Comment débloquer tout cela ? Tout d'abord, l'envoyé spécial du secrétaire général des Nations unies, Ismaël Ould Cheikh Ahmed, a déployé de nombreux efforts pour rencontrer toutes les parties belligérantes et acteurs politiques depuis qu'il a été nommé, en mai dernier. Il a pris la succession du Marocain Jamal Benomar, qui a dû partir après quatre années de stagnation et de paralysie du processus politique. À Genève, les pourparlers de paix se sont tenus pour la première fois en juin 2015, mais ont échoué rapidement, faute de volonté des parties, qui ont refusé de s'asseoir à la même table et de se parler. Les pays du P5 ont accentué les pressions et ont soutenu l'ESSGNU. Grâce aux efforts déployés par l'envoyé spécial, un deuxième cycle de pourparlers baptisé « Genève 2 », qui s'est en réalité déroulé à côté de Berne, a pu avoir lieu. Les chefs des délégations se sont parlé. On a eu des débats intéressants sur la définition de mesures de confiance, les Houthis devant libérer des prisonniers politiques et faciliter l'accès de l'aide humanitaire, les pro-gouvernementaux s'engageant sur des mesures de cessez-le-feu : mais le dialogue politique a été largement perturbé. Durant les négociations, le cessez-le-feu, qui avait été déclaré pour l'occasion a été violé à maintes reprises par toutes les parties. On a en outre assisté à une offensive militaire majeure de la part des forces gouvernementales et de la coalition dans le nord et du côté de Harad, près de la mer Rouge. Les Houthis ont failli quitter la table. Ils sont restés deux jours de plus, mais les négociations étaient déjà vidées de leur sens et de leur contenu, compte tenu de ces développements sur le terrain.

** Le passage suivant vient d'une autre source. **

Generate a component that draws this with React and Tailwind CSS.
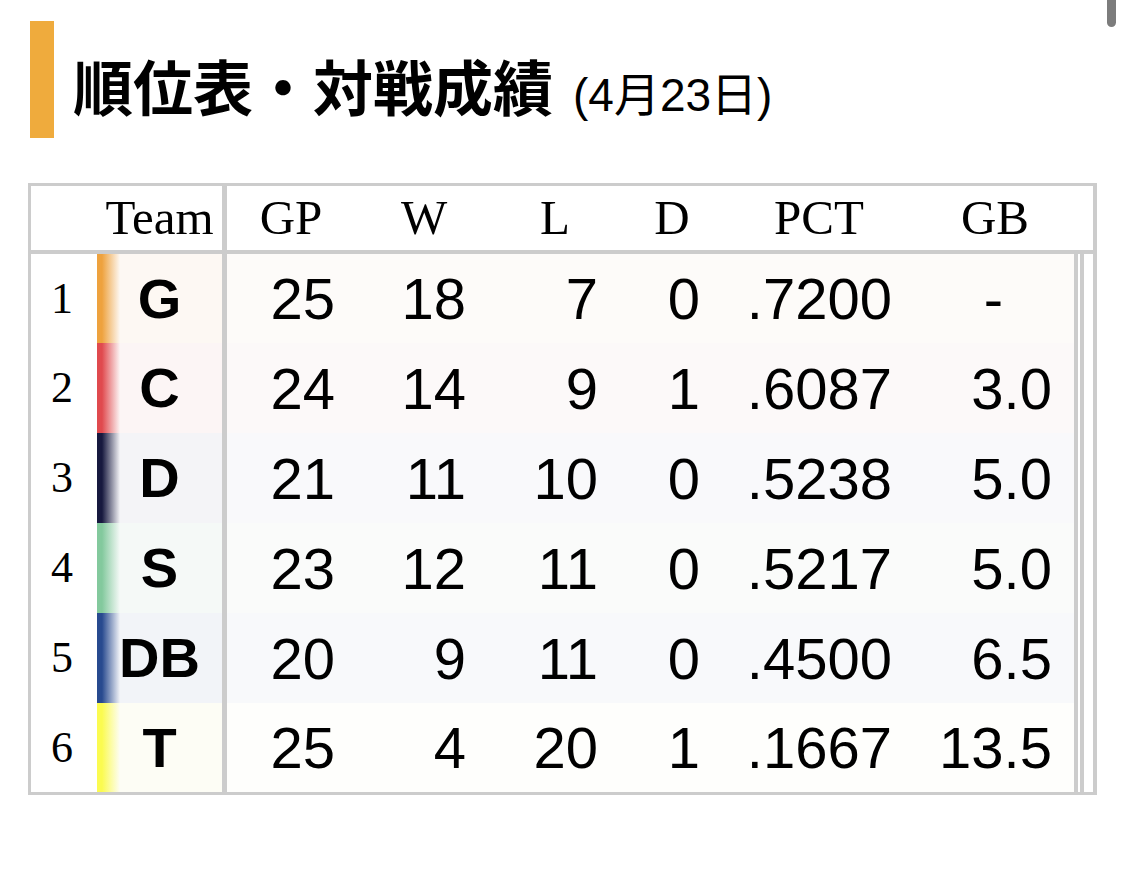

On en est resté là. Les parties se sont quittées en se donnant rendez-vous le 14 janvier, à Genève ou ailleurs. Rien de concret depuis. Ismail Ould Cheikh Ahmed a récemment indiqué que tout serait tenté pour qu'un troisième cycle de négociations puisse avoir lieu avant la fin du mois de mars. Mais il faut continuer à convaincre et parler avec tout le monde pour qu'un déblocage de la situation ait lieu, et le problème, selon moi, réside dans le fait que les cinq acteurs yéménites politiques majeurs de ce conflit ont besoin de garanties, et ne recherchent pas forcément le compromis politique...

Le premier acteur, le président Hadi lui-même - président de transition - est finalement confortablement installé dans un rôle certes difficile, mais il a été élu au départ pour deux ans et est toujours en poste. Il a finalement plutôt intérêt à procrastiner. Il n'a pas intérêt à précipiter un accord politique qui le marginaliserait in fine. C'est ce qui est dramatique. Il y a une dizaine de jours, nous l'avons rencontré à Riyad avec mes collègues du P5. Il a exposé la situation durant trois quarts d'heure en parlant énormément du passé et des responsabilités des Houthis et du clan de l'ex-président Saleh, mais il n'a pas dit un mot des pourparlers, de leur déblocage, ou de l'avenir du processus de dialogue. C'est assez significatif.

Dans l'état d'esprit actuel, les autorités pensent qu'une solution militaire est possible, peut-être sans aller jusqu'à Sanaa, mais en organisant un blocus des principaux axes qui y mènent pour déstabiliser l'adversaire et pouvoir négocier en position de force.

Les Houthis, quant à eux, ont vécu plusieurs années de guerre contre Ali Abdallah Saleh. Ils ont compté des milliers de morts. Ils ont cette capacité de résilience dont je parlais. Ils sont prêts à tout, même au pire, inspirés par Dieu. Abdel Malek est un chef incontestable. Même si certains sont présentables et que l'on peut discuter avec eux, on aura du mal à avancer s'ils ne se conforment pas aux mesures de confiance et à la résolution 2216.

Ali Abdallah Saleh continue à jouer un rôle important. Un processus se mettant en place signifierait pour lui un exil plus ou moins doré - ainsi certainement qu'une immunité. Mais il n'est pas encore prêt à s'exiler...

Parmi les deux derniers acteurs, l'Islah a été l'un des grands gagnants du printemps yéménite de 2011, et le grand perdant de 2014, à la suite de l'arrivée des Houthis. Ses membres n'ont pas intérêt à conforter pour l'instant une solution politique tant qu'ils n'ont pas la garantie de retrouver des positions influentes.

Enfin, le dernier acteur est le mouvement sudiste, dont les protagonistes sont réunis au sein du parti Hirak Janoubi. Ils sont extrêmement divisés, mais ils refuseront tout accord politique perpétuant une domination de l'ex-nord sur l'ex-sud. L'idée est qu'en cas d'accord, il faudra que l'allocation des ressources politiques et économiques soit plus équilibrée en faveur des sudistes.